Mãe criança não negra, precisamos que seu filho não seja um adversário desumanizador dos nossos filhos.

Precisamos que você enquanto mãe consuma empreendedorismo negro, escritores negros, músicos e arte negros para que essa convivência reflita no dia a dia de suas crianças não negras, que você tenha capacidade de fazer reflexões além da sua realidade e através dela também, que seja uma agente na construção de ambientes sadios para crianças não brancas.

Precisamos que você ensine o seu filho não negro quão privilegiado ele é por este mundo no qual vivemos ter sido criado para ele, bem como todos os espaços.

Você mãe, precisa pensar com responsabilidade que as crianças não brancas da sala na qual seu filho estuda, podem estar sendo vítimas de racismo recreativo todos os dias como alvo de piadas sobre cabelo, nariz, dentição ou apenas pelo tom de sua pele. Precisamos que você garanta que o seu filho não seja um agente ativo em tais práticas.

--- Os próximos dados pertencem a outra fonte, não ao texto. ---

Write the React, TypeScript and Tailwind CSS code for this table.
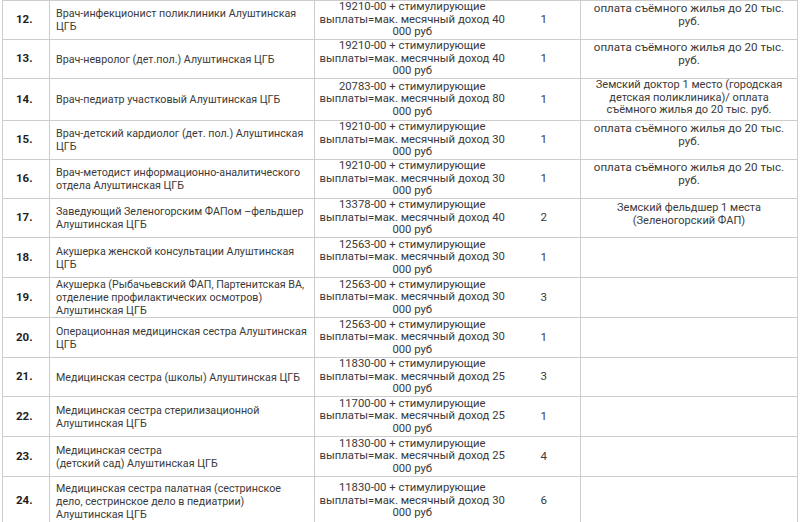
import React from 'react'

type Row = {
  n: string
  title: string[]
  pay: string[]
  count: string
  note?: string[]
  noteSize?: string
  h: string
}

const rent = ['оплата съёмного жилья до 20 тыс.', 'руб.']

const pay = (base: string, max: string) => [
  `${base} + стимулирующие`,
  `выплаты=мак. месячный доход ${max}`,
  '000 руб',
]

const rows: Row[] = [
  { n: '12.', title: ['Врач-инфекционист поликлиники Алуштинская', 'ЦГБ'], pay: pay('19210-00', '40'), count: '1', note: rent, h: 'h-[39px]' },
  { n: '13.', title: ['Врач-невролог (дет.пол.) Алуштинская ЦГБ'], pay: pay('19210-00', '40'), count: '1', note: rent, h: 'h-[39px]' },
  {
    n: '14.',
    title: ['Врач-педиатр участковый Алуштинская ЦГБ'],
    pay: pay('20783-00', '80'),
    count: '1',
    note: ['Земский доктор 1 место (городская', 'детская поликлиника)/ оплата', 'съёмного жилья до 20 тыс. руб.'],
    noteSize: 'text-[11px] leading-[12.5px]',
    h: 'h-[42px]',
  },
  { n: '15.', title: ['Врач-детский кардиолог (дет. пол.) Алуштинская', 'ЦГБ'], pay: pay('19210-00', '30'), count: '1', note: rent, h: 'h-[39px]' },
  { n: '16.', title: ['Врач-методист информационно-аналитического', 'отдела Алуштинская ЦГБ'], pay: pay('19210-00', '30'), count: '1', note: rent, h: 'h-[39px]' },
  {
    n: '17.',
    title: ['Заведующий Зеленогорским ФАПом –фельдшер', 'Алуштинская ЦГБ'],
    pay: pay('13378-00', '40'),
    count: '2',
    note: ['Земский фельдшер 1 места', '(Зеленогорский ФАП)'],
    noteSize: 'text-[11px] leading-[13px] pt-[2px]',
    h: 'h-[39px]',
  },
  { n: '18.', title: ['Акушерка женской консультации Алуштинская', 'ЦГБ'], pay: pay('12563-00', '30'), count: '1', h: 'h-[40px]' },
  {
    n: '19.',
    title: ['Акушерка (Рыбачьевский ФАП, Партенитская ВА,', 'отделение профилактических осмотров)', 'Алуштинская ЦГБ'],
    pay: pay('12563-00', '30'),
    count: '3',
    h: 'h-[39px]',
  },
  { n: '20.', title: ['Операционная медицинская сестра Алуштинская', 'ЦГБ'], pay: pay('12563-00', '30'), count: '1', h: 'h-[40px]' },
  { n: '21.', title: ['Медицинская сестра (школы) Алуштинская ЦГБ'], pay: pay('11830-00', '25'), count: '3', h: 'h-[39px]' },
  { n: '22.', title: ['Медицинская сестра стерилизационной', 'Алуштинская ЦГБ'], pay: pay('11700-00', '25'), count: '1', h: 'h-[40px]' },
  { n: '23.', title: ['Медицинская сестра', '(детский сад) Алуштинская ЦГБ'], pay: pay('11830-00', '25'), count: '4', h: 'h-[40px]' },
  {
    n: '24.',
    title: ['Медицинская сестра палатная (сестринское', 'дело, сестринское дело в педиатрии)', 'Алуштинская ЦГБ'],
    pay: pay('11830-00', '30'),
    count: '6',
    h: 'h-[49px]',
  },
]

function Lines({ lines }: { lines: string[] }) {
  return (
    <>
      {lines.map((l, i) => (
        <div key={i} className="whitespace-nowrap">
          {l}
        </div>
      ))}
    </>
  )
}

export default function App() {
  return (
    <div className="w-[800px] h-[522px] overflow-hidden bg-white pl-[2px] font-['Roboto',sans-serif] text-[#3a3a3a]">
      <table className="table-fixed border-collapse w-[795px]">
        <colgroup>
          <col className="w-[47px]" />
          <col className="w-[265px]" />
          <col className="w-[195px]" />
          <col className="w-[71px]" />
          <col className="w-[217px]" />
        </colgroup>
        <tbody>
          {rows.map((r) => (
            <tr key={r.n} className={r.h}>
              <td className="border border-[#cdcdcd] pl-[13px] text-[11.5px] font-bold text-[#1f1f1f] align-middle">{r.n}</td>
              <td className="border border-[#cdcdcd] pl-[6px] text-[10.7px] leading-[13px] align-middle">
                <Lines lines={r.title} />
              </td>
              <td className="border-y border-l border-[#cdcdcd] text-center text-[11.3px] leading-[12.5px] align-middle">
                <Lines lines={r.pay} />
              </td>
              <td className="border-y border-r border-[#cdcdcd] text-center text-[11.5px] align-middle pr-[2px]">{r.count}</td>
              <td className={`border border-[#cdcdcd] text-center align-top ${r.noteSize ?? 'text-[11.6px] leading-[13px] pt-[1px]'}`}>
                {r.note && <Lines lines={r.note} />}
              </td>
            </tr>
          ))}
        </tbody>
      </table>
    </div>
  )
}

De fato, você pode não ter segurado o chicote, nem comercializado corpos de pessoas negras, mas o que você está fazendo hoje para colaborar na reparação de tais feitos? Como tem rompido com ciclo de repetições de desigualdades?

Se você ainda não sabe por onde começar, vou dar uma dica; comece dentro de sua casa, de sua família, de sua bolha. Comece criando e educando suas crianças brancas para não reproduzirem racismo com nossas crianças nas escolas, nas ruas, nas brincadeiras e piadas que ridicularizam pessoas negras.
Fale sobre desigualdades com sua criança, eu sei, você só quer o proteger de lidar com situações duras tão cedo… Mas essa proteção a qual você protege sua criança é um luxo ao qual não podemos propiciar para as crianças pretas.

Enquanto você acha muito cedo para conscientizar sua criança branca, nós estamos ensinando nossas crianças a como se comportar na rua quando passar uma viatura ou mesmo quando vai ao supermercado comprar biscoitos.

Isso não é sobre proteger crianças, é sobre privilégios que crianças brancas possuem de desfrutar plenamente as suas infâncias.

Se você, mãe de crianças não negras, não consegue compreender e lutar contra isso, deve começar a se perguntar qual o compromisso do seu antirracismo com a população negra.